### Exercise inputs
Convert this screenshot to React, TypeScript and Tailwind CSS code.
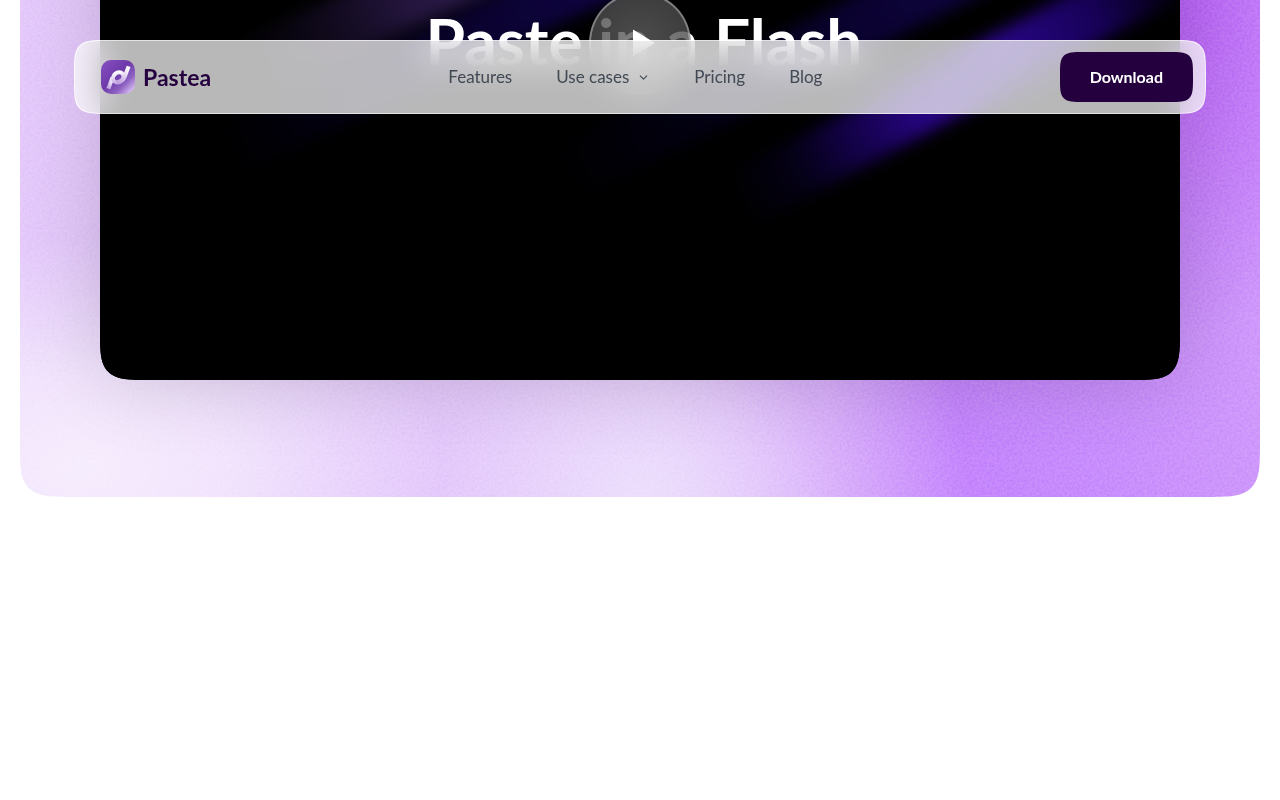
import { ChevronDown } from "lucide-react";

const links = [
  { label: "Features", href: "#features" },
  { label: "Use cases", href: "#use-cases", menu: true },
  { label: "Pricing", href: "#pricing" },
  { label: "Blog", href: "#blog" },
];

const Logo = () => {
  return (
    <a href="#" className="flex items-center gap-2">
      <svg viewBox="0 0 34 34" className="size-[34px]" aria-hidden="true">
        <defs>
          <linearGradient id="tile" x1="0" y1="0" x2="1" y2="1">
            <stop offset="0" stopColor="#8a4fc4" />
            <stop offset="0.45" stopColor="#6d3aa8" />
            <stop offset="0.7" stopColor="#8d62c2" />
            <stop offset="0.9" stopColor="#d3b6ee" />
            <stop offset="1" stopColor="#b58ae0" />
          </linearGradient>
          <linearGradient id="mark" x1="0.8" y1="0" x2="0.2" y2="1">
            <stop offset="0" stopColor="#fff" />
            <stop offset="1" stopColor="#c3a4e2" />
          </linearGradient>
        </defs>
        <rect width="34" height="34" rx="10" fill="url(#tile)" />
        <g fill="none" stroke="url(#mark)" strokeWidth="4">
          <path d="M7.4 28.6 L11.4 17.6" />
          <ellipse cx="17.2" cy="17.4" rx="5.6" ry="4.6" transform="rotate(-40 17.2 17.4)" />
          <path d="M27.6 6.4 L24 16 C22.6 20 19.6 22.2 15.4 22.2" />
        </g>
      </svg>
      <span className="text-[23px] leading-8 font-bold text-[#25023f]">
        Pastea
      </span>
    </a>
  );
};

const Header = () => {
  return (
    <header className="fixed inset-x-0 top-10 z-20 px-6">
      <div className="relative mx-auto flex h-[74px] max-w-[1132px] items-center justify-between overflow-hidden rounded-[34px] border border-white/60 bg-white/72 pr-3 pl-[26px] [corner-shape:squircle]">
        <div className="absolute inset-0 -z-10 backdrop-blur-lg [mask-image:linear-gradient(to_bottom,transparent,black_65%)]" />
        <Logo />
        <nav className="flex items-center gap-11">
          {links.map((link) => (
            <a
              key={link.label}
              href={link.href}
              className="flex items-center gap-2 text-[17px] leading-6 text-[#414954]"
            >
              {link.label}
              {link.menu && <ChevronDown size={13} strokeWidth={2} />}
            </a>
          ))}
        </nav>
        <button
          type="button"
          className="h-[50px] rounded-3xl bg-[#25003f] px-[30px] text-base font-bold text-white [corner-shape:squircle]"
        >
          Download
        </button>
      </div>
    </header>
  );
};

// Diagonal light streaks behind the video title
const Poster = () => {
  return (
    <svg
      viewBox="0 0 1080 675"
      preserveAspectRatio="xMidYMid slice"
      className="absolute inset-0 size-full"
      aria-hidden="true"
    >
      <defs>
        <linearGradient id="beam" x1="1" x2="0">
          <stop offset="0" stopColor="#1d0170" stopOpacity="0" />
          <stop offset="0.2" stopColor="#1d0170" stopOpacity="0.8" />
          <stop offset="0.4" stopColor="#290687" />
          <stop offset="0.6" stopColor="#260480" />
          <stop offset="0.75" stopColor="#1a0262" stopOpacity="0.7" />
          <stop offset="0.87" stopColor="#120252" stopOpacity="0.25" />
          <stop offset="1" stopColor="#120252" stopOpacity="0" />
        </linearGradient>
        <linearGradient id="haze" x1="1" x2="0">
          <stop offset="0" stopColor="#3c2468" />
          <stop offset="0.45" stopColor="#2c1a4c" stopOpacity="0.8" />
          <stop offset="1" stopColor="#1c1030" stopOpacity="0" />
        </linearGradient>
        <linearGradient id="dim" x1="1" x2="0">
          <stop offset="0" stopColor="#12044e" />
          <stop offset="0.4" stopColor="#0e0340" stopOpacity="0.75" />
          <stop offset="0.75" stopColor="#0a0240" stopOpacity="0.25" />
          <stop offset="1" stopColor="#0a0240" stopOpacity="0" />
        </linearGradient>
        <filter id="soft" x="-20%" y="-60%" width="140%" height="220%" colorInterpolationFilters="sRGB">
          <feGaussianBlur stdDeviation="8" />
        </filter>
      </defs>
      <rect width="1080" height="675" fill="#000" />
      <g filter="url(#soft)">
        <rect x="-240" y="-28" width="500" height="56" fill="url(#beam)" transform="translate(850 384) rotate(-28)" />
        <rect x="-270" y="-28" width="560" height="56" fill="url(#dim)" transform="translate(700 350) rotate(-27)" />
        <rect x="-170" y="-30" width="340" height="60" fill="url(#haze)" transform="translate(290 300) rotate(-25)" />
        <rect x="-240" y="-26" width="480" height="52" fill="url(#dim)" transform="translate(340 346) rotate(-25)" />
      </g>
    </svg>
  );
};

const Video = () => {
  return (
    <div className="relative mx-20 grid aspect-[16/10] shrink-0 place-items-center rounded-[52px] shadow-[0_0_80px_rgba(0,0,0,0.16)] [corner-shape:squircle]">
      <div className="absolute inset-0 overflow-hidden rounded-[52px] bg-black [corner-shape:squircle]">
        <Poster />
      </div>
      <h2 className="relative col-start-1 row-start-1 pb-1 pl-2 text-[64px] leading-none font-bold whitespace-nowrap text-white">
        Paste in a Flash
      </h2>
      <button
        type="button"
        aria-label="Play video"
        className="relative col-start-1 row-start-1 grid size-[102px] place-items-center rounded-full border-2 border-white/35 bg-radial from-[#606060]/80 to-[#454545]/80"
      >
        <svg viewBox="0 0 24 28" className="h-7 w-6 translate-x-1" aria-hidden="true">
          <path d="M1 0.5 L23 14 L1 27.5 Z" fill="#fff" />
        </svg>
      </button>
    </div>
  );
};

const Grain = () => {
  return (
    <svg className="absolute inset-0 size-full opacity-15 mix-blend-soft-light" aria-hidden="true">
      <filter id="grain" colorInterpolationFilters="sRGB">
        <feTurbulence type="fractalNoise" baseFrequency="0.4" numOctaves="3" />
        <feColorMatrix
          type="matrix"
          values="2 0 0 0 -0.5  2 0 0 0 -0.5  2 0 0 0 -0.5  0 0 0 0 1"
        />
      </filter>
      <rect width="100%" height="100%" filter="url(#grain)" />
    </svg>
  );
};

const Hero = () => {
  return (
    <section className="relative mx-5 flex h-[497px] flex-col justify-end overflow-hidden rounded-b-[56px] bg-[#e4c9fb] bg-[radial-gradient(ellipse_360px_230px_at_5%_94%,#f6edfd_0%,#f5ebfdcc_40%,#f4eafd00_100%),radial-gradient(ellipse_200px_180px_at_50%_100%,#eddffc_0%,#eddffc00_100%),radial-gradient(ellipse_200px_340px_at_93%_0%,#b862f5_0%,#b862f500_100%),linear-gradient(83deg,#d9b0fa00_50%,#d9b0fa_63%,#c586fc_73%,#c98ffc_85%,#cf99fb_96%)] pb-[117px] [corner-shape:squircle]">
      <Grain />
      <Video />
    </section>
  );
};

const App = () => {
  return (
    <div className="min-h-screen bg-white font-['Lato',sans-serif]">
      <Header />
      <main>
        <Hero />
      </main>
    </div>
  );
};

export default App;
--
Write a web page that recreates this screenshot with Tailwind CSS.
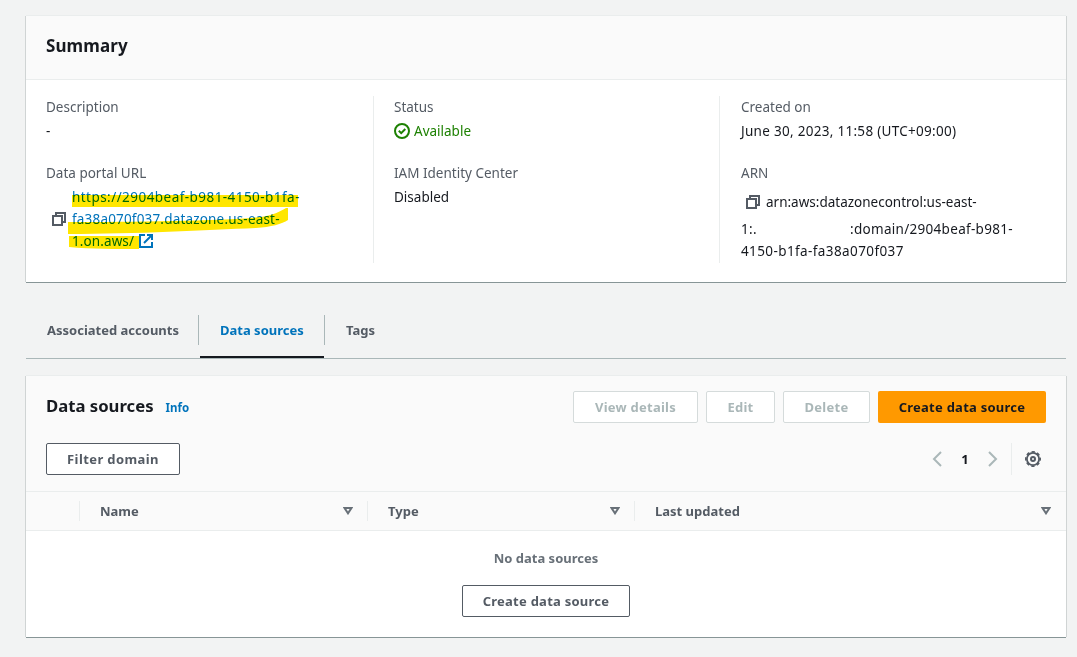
---
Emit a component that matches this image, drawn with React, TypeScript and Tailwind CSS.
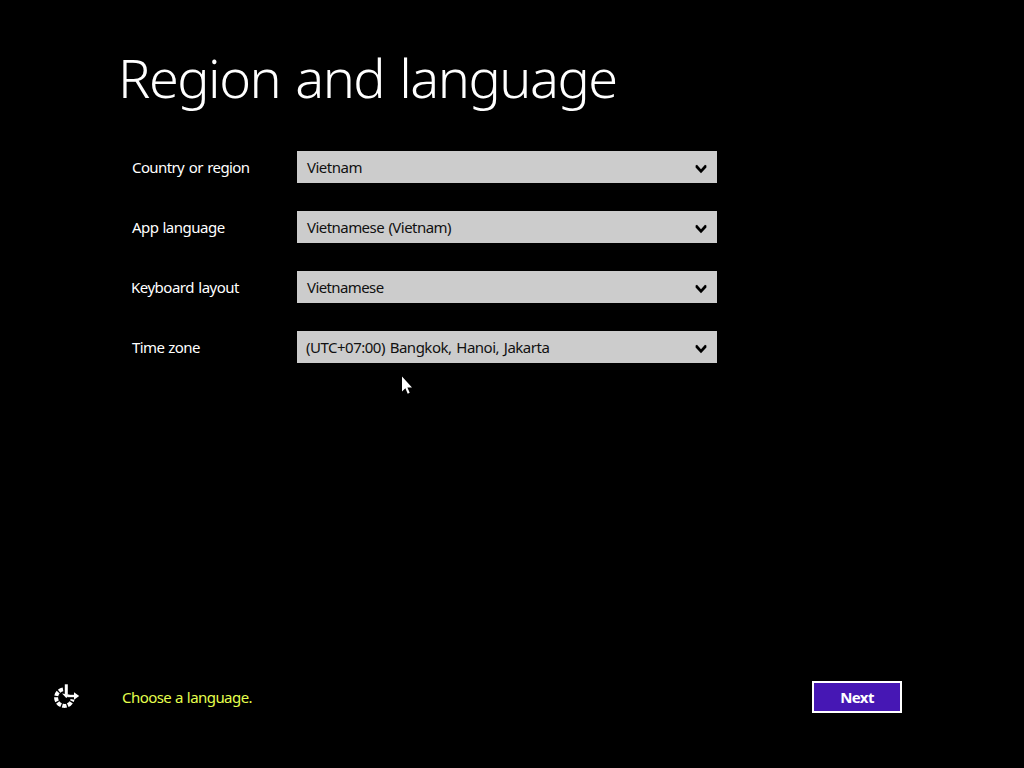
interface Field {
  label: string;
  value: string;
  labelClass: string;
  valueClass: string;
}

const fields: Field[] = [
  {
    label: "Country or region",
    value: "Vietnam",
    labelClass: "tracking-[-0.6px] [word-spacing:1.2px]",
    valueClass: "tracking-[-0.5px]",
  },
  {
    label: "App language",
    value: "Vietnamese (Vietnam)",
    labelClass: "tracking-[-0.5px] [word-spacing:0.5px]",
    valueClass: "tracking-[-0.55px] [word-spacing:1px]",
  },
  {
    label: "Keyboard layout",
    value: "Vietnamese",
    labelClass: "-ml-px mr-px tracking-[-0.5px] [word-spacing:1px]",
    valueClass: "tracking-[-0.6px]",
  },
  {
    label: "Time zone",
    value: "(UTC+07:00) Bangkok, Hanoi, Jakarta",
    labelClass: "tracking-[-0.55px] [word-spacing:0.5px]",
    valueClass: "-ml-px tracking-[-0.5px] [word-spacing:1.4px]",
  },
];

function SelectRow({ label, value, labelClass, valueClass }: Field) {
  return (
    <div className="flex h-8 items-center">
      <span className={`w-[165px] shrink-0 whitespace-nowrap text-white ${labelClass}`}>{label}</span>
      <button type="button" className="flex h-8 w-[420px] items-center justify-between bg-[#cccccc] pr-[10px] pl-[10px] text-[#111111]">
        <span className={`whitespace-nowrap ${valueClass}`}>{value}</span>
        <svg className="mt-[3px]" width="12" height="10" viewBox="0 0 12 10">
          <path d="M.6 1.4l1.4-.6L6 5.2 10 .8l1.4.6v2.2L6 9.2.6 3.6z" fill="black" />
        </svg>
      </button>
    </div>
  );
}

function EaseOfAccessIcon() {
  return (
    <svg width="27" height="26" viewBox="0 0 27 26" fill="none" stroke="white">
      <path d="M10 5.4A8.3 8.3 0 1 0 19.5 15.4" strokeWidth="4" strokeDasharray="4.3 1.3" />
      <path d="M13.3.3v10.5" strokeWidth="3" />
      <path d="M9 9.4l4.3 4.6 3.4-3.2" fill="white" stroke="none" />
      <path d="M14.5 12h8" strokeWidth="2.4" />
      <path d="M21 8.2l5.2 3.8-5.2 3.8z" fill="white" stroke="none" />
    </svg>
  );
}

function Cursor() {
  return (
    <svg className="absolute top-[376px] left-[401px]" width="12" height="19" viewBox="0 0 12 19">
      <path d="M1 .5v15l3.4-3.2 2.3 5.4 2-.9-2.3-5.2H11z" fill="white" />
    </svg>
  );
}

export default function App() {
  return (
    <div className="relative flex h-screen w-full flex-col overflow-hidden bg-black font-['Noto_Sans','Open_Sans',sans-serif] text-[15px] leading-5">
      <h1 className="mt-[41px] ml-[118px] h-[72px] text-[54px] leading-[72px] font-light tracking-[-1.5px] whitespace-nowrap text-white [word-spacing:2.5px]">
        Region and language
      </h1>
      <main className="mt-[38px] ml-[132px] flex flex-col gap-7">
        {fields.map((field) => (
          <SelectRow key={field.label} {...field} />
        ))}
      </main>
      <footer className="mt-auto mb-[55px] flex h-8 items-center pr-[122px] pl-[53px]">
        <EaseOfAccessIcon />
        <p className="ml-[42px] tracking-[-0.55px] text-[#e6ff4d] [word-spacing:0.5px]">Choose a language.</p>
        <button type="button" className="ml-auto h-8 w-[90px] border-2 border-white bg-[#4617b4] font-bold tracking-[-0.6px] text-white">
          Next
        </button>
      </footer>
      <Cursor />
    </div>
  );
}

### Exercise
For the listing above, give the number of lines in which the string "that" occurs, and nothing else.

### Result of this task
2